• Exercise instructions: Copy every line that mentions the word "components".

+ + + +

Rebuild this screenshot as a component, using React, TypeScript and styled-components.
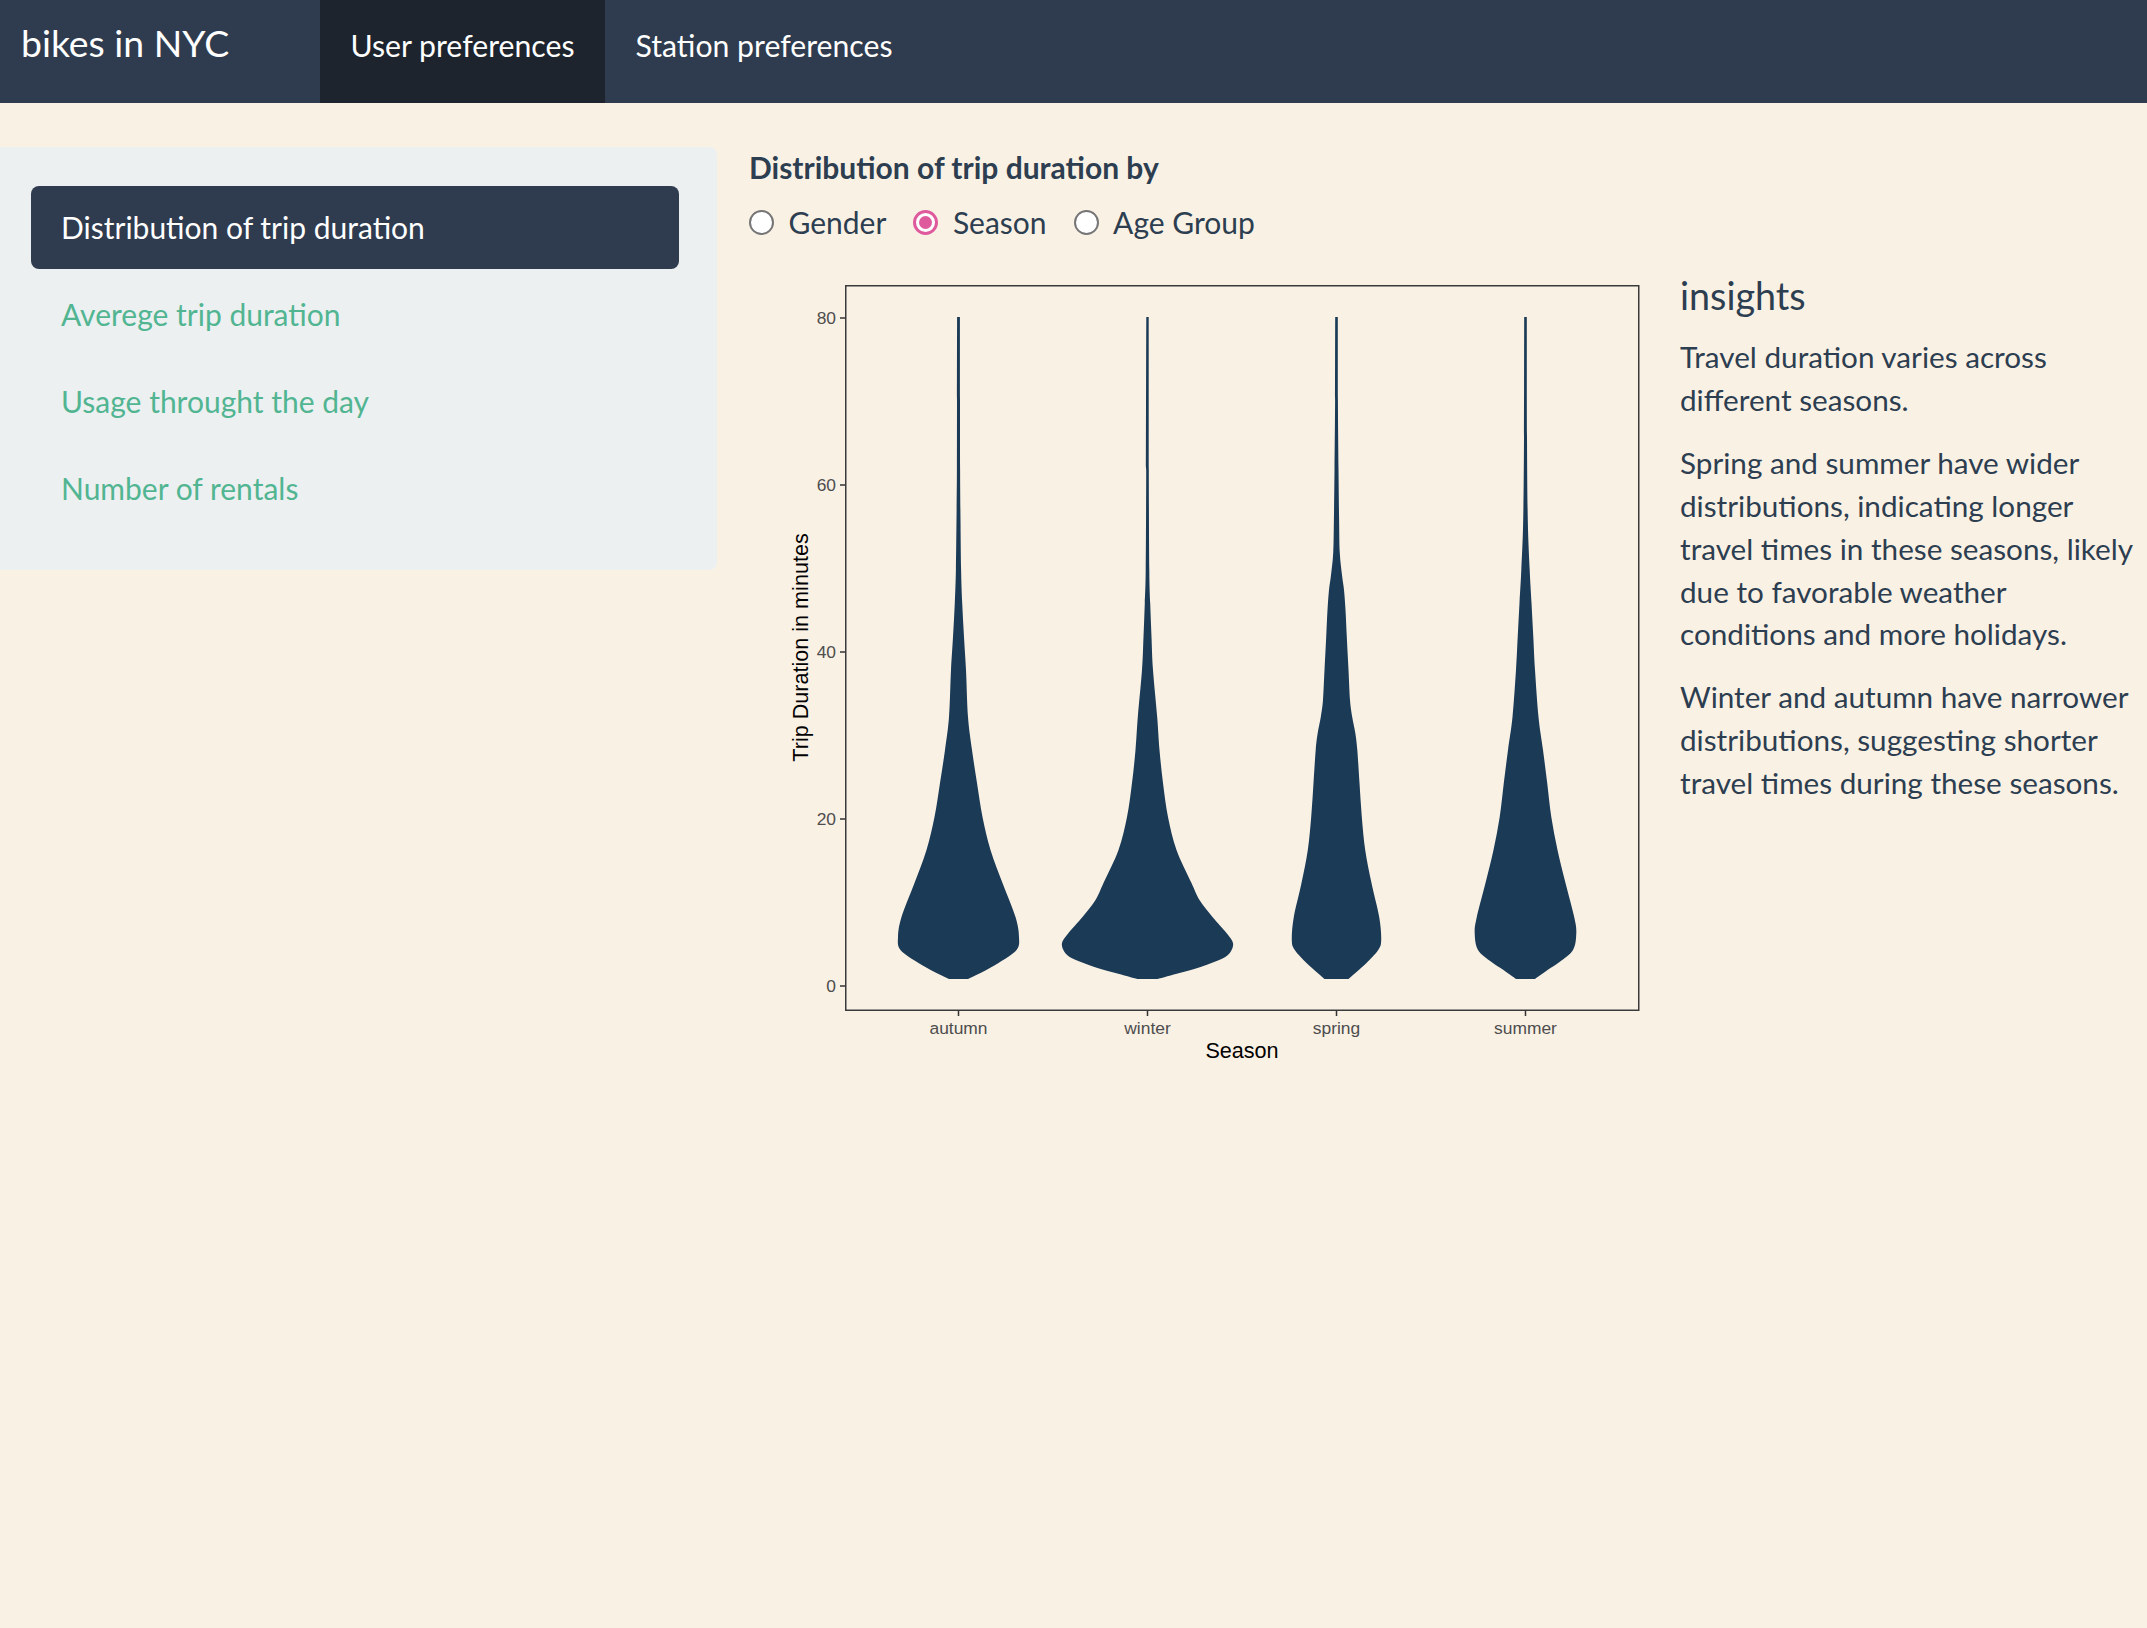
import React from "react";
import styled, { createGlobalStyle } from "styled-components";

const CREAM = "#FAF1E5";
const NAVY = "#2f3b4e";
const TEXT = "#2c3e50";
const GREEN = "#52b592";
const PINK = "#df5a9c";
const VIOLIN = "#1a3a56";

const GlobalStyle = createGlobalStyle`
  html, body { margin: 0; padding: 0; background: ${CREAM}; }
  body { font-family: Lato, "Open Sans", sans-serif; color: ${TEXT}; }
  *, *::before, *::after { box-sizing: border-box; }
`;

const Page = styled.div`
  min-height: 1628px;
  background: ${CREAM};
`;

const NavBar = styled.nav`
  display: flex;
  height: 103px;
  background: ${NAVY};
`;

const Brand = styled.div`
  width: 320px;
  padding: 19.5px 0 0 21px;
  font-size: 37.4px;
  line-height: 46px;
  color: #fff;
`;

const NavTab = styled.a<{ $active?: boolean }>`
  display: block;
  padding: 24.5px 30.5px 0;
  font-size: 30.2px;
  line-height: 40px;
  color: #fff;
  text-decoration: none;
  background: ${(p) => (p.$active ? "#1d242d" : "transparent")};
`;

const Body = styled.div`
  display: flex;
  align-items: flex-start;
  gap: 32px;
  padding-top: 42.5px;
`;

const Well = styled.aside`
  width: 717px;
  flex: none;
  margin-top: 1.5px;
  padding: 39px 38px 41px 31px;
  background: #ecf0f1;
  border-radius: 0 8px 8px 0;
  display: flex;
  flex-direction: column;
  gap: 4px;
`;

const Pill = styled.a<{ $active?: boolean }>`
  display: block;
  padding: 20px 30px;
  border-radius: 8px;
  font-size: 30px;
  line-height: 42.86px;
  color: ${(p) => (p.$active ? "#fff" : GREEN)};
  background: ${(p) => (p.$active ? NAVY : "transparent")};
  text-decoration: none;
`;

const Main = styled.main`
  flex: 1;
  min-width: 0;
  display: flex;
  flex-direction: column;
`;

const FieldLabel = styled.div`
  font-weight: 700;
  font-size: 30px;
  line-height: 43px;
`;

const RadioRow = styled.div`
  display: flex;
  align-items: center;
  height: 43px;
  margin-top: 12px;
`;

const RadioItem = styled.label`
  display: flex;
  align-items: center;
  gap: 14.5px;
  margin-right: 27px;
  font-size: 30px;
  line-height: 43px;
`;

const RadioDot = styled.span<{ $checked?: boolean }>`
  position: relative;
  width: 25px;
  height: 25px;
  border-radius: 50%;
  background: #fff;
  border: ${(p) => (p.$checked ? `3px solid ${PINK}` : "2px solid #767676")};
  &::after {
    content: "";
    position: absolute;
    inset: 3px;
    border-radius: 50%;
    background: ${(p) => (p.$checked ? PINK : "transparent")};
  }
`;

const ContentRow = styled.div`
  display: flex;
  margin-top: 18.5px;
`;

const Chart = styled.svg`
  display: block;
  flex: none;
`;

const Insights = styled.section`
  flex: 1;
  margin-left: 20px;
`;

const InsightsTitle = styled.h4`
  margin: 12.5px 0 20px;
  font-size: 37.7px;
  line-height: 41.8px;
  font-weight: 400;
`;

const Para = styled.p`
  margin: 0 0 20px;
  font-size: 29.7px;
  line-height: 42.86px;
`;

type Pt = [number, number];

const profiles: { cx: number; pts: Pt[] }[] = [
  {
    cx: 958.5,
    pts: [
      [317, 1.4], [400, 1.5], [470, 1.6], [520, 2], [570, 2.6], [603, 3.7], [637, 5.5],
      [670, 7.5], [717, 9.5], [750, 13.5], [783, 18.5], [817, 24], [850, 32], [883, 44],
      [917, 57], [937, 60.5], [950, 58], [963, 40], [972, 24], [979, 9.5],
    ],
  },
  {
    cx: 1147.5,
    pts: [
      [317, 1.2], [470, 1.3], [570, 1.8], [603, 2.7], [637, 4], [670, 5.5], [717, 9.7],
      [750, 12], [783, 15.5], [817, 20.5], [850, 29], [883, 44], [900, 52], [917, 65],
      [933, 79], [943, 85.5], [952, 83], [958, 76], [963, 64], [968, 50], [973, 32], [979, 10],
    ],
  },
  {
    cx: 1336.5,
    pts: [
      [317, 1.3], [400, 1.4], [470, 2], [520, 2.6], [553, 3.3], [575, 5.5], [590, 7.5],
      [610, 9], [637, 10.3], [670, 12], [700, 13.5], [717, 15.7], [733, 18.8], [750, 20.8],
      [783, 23], [817, 25.3], [850, 28.7], [883, 35], [917, 42.7], [940, 44.7], [950, 41.7],
      [963, 30], [972, 20], [979, 12],
    ],
  },
  {
    cx: 1525.5,
    pts: [
      [317, 1.3], [437, 1.5], [520, 2.3], [570, 4.2], [603, 6], [637, 7.8], [670, 9.5],
      [717, 13], [750, 17.5], [783, 21.7], [817, 25.8], [850, 32], [883, 40], [917, 48.7],
      [933, 50.8], [950, 47.5], [962, 34], [970, 22], [979, 9.5],
    ],
  },
];

function curveThrough(points: Pt[]): string {
  let d = "";
  for (let i = 0; i < points.length - 1; i++) {
    const p0 = points[Math.max(0, i - 1)];
    const p1 = points[i];
    const p2 = points[i + 1];
    const p3 = points[Math.min(points.length - 1, i + 2)];
    const c1: Pt = [p1[0] + (p2[0] - p0[0]) / 6, p1[1] + (p2[1] - p0[1]) / 6];
    const c2: Pt = [p2[0] - (p3[0] - p1[0]) / 6, p2[1] - (p3[1] - p1[1]) / 6];
    d += ` C ${c1[0].toFixed(2)} ${c1[1].toFixed(2)} ${c2[0].toFixed(2)} ${c2[1].toFixed(2)} ${p2[0].toFixed(2)} ${p2[1].toFixed(2)}`;
  }
  return d;
}

function violinPath(cx: number, pts: Pt[]): string {
  const right: Pt[] = pts.map(([y, h]) => [cx + h, y]);
  const left: Pt[] = pts.map(([y, h]) => [cx - h, y] as Pt).reverse();
  const first = pts[0];
  let d = `M ${cx - first[1]} ${first[0]} L ${right[0][0]} ${right[0][1]}`;
  d += curveThrough(right);
  d += ` L ${left[0][0]} ${left[0][1]}`;
  d += curveThrough(left);
  return d + " Z";
}

const yTicks = [0, 20, 40, 60, 80];
const yOf = (v: number) => 986 - v * 8.35;
const seasons = [
  { name: "autumn", x: 958.5 },
  { name: "winter", x: 1147.5 },
  { name: "spring", x: 1336.5 },
  { name: "summer", x: 1525.5 },
];

const CHART_FONT = "'Liberation Sans', Arial, sans-serif";

const TripChart: React.FC = () => (
  <Chart width={911} height={830} viewBox="749 262 911 830">
    {profiles.map((p) => (
      <path key={p.cx} d={violinPath(p.cx, p.pts)} fill={VIOLIN} />
    ))}
    <rect x={845.75} y={285.75} width={793} height={724.5} fill="none" stroke="#3a3a3a" strokeWidth={1.5} />
    {yTicks.map((v) => (
      <g key={v}>
        <line x1={840} x2={845} y1={yOf(v)} y2={yOf(v)} stroke="#333" strokeWidth={1.5} />
        <text x={836} y={yOf(v) + 6.2} textAnchor="end" fontFamily={CHART_FONT} fontSize={17.4} fill="#4d4d4d">
          {v}
        </text>
      </g>
    ))}
    {seasons.map((s) => (
      <g key={s.name}>
        <line x1={s.x} x2={s.x} y1={1010.5} y2={1016} stroke="#333" strokeWidth={1.5} />
        <text x={s.x} y={1034} textAnchor="middle" fontFamily={CHART_FONT} fontSize={17.4} fill="#4d4d4d">
          {s.name}
        </text>
      </g>
    ))}
    <text x={1242} y={1058} textAnchor="middle" fontFamily={CHART_FONT} fontSize={21.6} fill="#000">
      Season
    </text>
    <text
      transform="translate(808 647.5) rotate(-90)"
      textAnchor="middle"
      fontFamily={CHART_FONT}
      fontSize={21.6}
      fill="#000"
    >
      Trip Duration in minutes
    </text>
  </Chart>
);

const App: React.FC = () => (
  <Page>
    <GlobalStyle />
    <NavBar>
      <Brand>bikes in NYC</Brand>
      <NavTab $active>User preferences</NavTab>
      <NavTab>Station preferences</NavTab>
    </NavBar>
    <Body>
      <Well>
        <Pill $active>Distribution of trip duration</Pill>
        <Pill>Averege trip duration</Pill>
        <Pill>Usage throught the day</Pill>
        <Pill>Number of rentals</Pill>
      </Well>
      <Main>
        <FieldLabel>Distribution of trip duration by</FieldLabel>
        <RadioRow>
          <RadioItem>
            <RadioDot />
            Gender
          </RadioItem>
          <RadioItem>
            <RadioDot $checked />
            Season
          </RadioItem>
          <RadioItem>
            <RadioDot />
            Age Group
          </RadioItem>
        </RadioRow>
        <ContentRow>
          <TripChart />
          <Insights>
            <InsightsTitle>insights</InsightsTitle>
            <Para>Travel duration varies across different seasons.</Para>
            <Para>
              Spring and summer have wider distributions, indicating longer travel times in these
              seasons, likely due to favorable weather conditions and more holidays.
            </Para>
            <Para>
              Winter and autumn have narrower distributions, suggesting shorter travel times during
              these seasons.
            </Para>
          </Insights>
        </ContentRow>
      </Main>
    </Body>
  </Page>
);

export default App;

+ + + +

• Problem solution:
Rebuild this screenshot as a component, using React, TypeScript and styled-components.
import styled, { createGlobalStyle } from "styled-components";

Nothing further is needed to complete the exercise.